In the data below, locate each line with the word "this" and list it.

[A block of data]
┄┄┄┄┄┄
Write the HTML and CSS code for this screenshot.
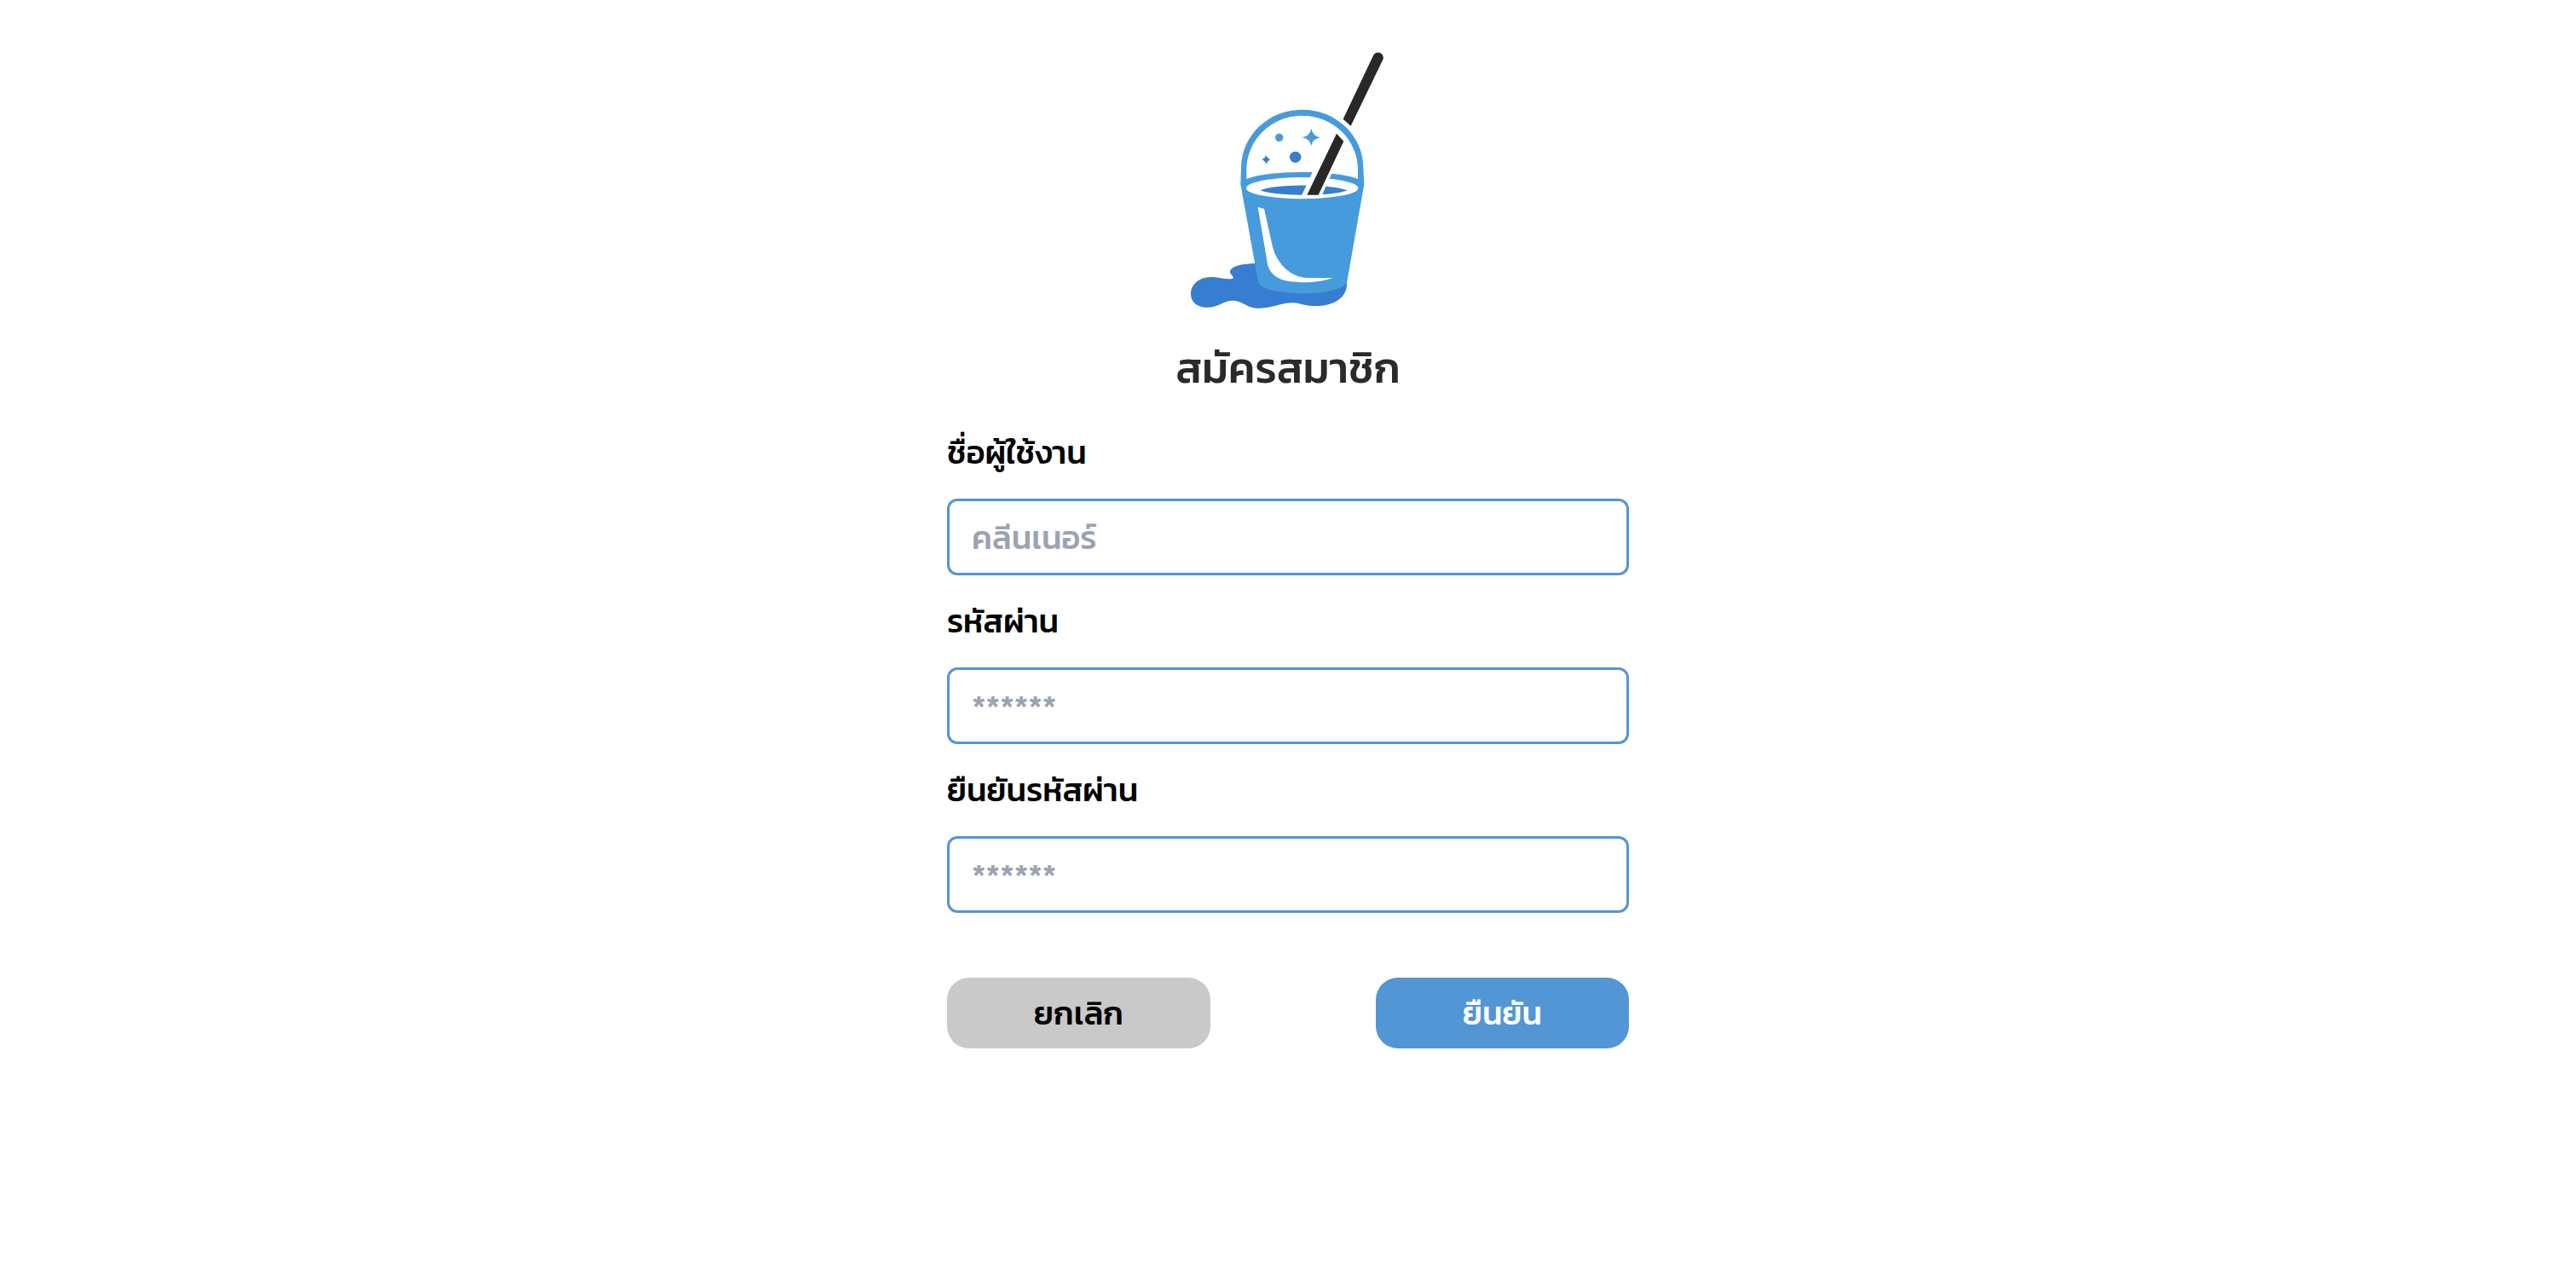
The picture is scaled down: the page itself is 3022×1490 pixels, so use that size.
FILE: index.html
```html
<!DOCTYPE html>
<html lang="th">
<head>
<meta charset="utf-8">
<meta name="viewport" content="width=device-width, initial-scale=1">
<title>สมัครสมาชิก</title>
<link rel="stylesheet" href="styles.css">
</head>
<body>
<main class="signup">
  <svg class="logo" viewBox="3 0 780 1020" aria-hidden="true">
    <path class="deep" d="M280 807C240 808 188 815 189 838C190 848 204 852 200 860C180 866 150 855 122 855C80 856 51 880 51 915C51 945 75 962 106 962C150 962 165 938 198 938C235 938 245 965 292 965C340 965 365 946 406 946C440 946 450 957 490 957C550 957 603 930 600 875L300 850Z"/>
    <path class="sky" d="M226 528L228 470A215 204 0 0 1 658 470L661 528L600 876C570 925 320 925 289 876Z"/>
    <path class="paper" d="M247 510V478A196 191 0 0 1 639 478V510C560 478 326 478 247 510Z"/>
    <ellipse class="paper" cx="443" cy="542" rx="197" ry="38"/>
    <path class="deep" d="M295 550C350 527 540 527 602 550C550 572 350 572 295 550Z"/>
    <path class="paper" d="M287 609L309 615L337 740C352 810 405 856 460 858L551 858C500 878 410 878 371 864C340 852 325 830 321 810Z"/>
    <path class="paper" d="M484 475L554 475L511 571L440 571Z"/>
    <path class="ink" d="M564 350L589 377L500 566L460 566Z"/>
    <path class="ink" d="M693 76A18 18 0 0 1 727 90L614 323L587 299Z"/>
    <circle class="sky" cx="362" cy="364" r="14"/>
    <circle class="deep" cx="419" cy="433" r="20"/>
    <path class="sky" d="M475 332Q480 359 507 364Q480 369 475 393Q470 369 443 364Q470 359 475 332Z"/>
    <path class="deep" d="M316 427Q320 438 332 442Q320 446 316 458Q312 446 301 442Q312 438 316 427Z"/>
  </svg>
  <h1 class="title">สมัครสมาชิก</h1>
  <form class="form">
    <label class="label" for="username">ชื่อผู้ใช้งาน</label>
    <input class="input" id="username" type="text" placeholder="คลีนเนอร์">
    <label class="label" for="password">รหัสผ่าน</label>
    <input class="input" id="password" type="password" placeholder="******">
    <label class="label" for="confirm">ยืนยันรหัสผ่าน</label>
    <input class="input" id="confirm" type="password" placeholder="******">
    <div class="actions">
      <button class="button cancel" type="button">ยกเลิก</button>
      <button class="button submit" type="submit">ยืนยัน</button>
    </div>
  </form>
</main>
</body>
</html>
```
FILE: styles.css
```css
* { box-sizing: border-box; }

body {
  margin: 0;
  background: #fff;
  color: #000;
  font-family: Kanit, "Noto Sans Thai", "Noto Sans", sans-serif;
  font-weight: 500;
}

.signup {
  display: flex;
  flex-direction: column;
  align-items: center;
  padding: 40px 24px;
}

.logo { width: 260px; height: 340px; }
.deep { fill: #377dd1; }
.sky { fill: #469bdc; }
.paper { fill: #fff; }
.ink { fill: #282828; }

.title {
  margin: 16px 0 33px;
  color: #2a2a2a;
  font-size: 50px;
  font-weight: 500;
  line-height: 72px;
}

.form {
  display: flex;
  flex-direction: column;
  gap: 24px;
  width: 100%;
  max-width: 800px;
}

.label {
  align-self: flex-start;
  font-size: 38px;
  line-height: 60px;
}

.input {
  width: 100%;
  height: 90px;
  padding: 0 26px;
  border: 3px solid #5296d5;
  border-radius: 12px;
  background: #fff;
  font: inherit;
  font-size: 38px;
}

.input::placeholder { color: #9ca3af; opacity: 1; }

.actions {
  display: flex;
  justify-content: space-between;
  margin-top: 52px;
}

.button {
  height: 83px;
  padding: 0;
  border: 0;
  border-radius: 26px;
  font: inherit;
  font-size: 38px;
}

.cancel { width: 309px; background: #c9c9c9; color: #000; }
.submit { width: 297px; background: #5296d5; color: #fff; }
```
┄┄┄┄┄┄
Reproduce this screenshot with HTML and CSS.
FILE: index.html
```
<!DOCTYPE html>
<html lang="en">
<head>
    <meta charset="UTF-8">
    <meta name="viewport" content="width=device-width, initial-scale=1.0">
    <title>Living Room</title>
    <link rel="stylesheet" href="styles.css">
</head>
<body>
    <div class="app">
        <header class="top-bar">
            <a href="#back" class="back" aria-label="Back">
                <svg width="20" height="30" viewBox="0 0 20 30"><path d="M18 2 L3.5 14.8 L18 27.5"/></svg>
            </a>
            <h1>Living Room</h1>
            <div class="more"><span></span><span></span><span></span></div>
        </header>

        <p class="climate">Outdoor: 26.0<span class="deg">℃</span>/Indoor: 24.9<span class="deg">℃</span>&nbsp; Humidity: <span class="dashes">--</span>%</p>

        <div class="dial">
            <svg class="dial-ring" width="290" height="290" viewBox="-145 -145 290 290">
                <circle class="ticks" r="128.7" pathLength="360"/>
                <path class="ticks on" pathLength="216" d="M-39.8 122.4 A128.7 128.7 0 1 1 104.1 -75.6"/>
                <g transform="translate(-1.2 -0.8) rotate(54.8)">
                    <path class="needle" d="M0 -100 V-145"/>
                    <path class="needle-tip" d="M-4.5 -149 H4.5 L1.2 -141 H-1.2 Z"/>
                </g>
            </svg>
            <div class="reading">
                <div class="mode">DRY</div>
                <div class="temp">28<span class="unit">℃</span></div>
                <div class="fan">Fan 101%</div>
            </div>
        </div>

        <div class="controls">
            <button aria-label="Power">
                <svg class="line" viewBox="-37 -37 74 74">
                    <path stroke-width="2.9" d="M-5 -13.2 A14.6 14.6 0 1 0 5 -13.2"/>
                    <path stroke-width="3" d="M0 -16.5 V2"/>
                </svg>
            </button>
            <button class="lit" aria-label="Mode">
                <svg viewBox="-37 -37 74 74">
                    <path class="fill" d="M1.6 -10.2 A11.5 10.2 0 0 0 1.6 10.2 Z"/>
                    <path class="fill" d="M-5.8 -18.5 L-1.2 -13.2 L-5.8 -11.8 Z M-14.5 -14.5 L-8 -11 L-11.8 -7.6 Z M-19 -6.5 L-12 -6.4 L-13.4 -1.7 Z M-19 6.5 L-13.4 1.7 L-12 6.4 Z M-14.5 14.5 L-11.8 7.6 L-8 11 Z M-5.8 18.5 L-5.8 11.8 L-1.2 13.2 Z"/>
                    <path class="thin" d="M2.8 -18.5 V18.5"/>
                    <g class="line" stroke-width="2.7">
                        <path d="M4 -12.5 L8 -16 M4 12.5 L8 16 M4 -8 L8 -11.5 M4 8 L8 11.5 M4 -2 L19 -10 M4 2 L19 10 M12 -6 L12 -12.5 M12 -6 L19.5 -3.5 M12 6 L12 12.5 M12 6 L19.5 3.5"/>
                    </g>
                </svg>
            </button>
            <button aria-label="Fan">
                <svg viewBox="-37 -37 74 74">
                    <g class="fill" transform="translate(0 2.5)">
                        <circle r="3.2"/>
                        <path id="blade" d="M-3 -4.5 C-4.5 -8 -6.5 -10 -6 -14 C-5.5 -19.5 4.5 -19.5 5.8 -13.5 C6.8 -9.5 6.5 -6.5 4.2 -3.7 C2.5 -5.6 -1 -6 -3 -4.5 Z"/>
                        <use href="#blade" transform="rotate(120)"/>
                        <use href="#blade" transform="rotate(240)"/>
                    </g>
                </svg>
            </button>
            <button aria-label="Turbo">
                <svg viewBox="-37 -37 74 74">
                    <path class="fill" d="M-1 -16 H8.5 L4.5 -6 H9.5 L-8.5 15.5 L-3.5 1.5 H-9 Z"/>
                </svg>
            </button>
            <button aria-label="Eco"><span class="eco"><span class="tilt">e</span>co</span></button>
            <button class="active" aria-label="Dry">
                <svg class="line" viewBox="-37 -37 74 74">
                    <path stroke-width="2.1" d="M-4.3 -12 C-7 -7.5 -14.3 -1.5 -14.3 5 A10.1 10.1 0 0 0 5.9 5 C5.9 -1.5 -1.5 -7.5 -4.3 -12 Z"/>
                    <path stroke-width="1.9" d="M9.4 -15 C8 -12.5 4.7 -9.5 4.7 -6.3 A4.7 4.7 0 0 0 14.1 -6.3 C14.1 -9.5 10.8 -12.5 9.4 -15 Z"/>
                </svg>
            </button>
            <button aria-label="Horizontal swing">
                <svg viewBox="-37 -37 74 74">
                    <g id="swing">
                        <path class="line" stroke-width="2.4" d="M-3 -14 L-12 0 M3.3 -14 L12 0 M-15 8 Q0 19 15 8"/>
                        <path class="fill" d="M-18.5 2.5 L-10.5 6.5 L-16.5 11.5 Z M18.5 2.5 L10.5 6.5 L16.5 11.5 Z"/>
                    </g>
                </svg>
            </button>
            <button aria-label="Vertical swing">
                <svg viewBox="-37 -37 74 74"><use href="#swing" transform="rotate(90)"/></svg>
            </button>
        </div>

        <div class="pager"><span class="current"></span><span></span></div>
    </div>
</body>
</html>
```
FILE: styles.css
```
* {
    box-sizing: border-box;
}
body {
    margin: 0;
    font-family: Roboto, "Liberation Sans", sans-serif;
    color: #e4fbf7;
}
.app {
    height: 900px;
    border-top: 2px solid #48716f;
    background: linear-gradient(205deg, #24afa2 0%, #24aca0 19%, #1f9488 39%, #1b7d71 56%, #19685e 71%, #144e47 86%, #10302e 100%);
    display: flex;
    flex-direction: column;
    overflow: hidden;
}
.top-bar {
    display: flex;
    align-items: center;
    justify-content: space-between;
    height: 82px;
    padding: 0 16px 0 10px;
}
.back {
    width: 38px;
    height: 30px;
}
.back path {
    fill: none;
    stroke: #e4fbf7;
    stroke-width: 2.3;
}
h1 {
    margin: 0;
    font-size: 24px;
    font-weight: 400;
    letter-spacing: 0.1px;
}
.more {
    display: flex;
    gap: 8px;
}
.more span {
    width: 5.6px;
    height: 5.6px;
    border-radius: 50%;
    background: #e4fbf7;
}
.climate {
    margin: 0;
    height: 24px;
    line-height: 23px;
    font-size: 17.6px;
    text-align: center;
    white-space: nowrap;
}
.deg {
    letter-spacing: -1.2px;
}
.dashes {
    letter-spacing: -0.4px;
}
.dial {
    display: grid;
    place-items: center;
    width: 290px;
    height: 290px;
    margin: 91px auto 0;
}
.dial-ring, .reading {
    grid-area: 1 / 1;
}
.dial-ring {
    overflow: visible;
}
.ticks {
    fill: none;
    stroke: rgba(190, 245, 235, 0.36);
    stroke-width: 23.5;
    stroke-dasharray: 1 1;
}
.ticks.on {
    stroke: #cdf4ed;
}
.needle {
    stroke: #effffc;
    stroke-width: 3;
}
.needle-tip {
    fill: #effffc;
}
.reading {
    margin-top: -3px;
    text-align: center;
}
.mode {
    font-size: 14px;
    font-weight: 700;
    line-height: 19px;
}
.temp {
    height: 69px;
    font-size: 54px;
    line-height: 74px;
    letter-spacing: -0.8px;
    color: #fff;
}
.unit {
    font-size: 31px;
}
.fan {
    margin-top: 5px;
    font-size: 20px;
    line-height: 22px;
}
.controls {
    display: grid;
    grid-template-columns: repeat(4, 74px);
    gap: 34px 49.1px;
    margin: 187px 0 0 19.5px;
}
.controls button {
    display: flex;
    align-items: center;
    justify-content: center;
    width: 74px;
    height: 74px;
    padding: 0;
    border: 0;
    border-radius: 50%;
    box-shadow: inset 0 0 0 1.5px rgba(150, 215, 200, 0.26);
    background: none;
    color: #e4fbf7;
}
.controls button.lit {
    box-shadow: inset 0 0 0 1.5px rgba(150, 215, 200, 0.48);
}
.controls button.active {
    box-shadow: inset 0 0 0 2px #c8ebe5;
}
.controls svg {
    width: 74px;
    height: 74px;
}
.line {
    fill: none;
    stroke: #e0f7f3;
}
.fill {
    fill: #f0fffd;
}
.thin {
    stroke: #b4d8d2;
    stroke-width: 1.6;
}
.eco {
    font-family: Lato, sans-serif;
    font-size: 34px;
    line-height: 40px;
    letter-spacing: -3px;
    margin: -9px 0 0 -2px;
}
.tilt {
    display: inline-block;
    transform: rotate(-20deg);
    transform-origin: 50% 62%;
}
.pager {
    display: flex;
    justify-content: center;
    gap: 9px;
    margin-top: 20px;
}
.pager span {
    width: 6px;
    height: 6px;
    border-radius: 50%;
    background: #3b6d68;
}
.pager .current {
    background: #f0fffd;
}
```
┄┄┄┄┄┄
• **ANSWER**:
Write the HTML and CSS code for this screenshot.
Reproduce this screenshot with HTML and CSS.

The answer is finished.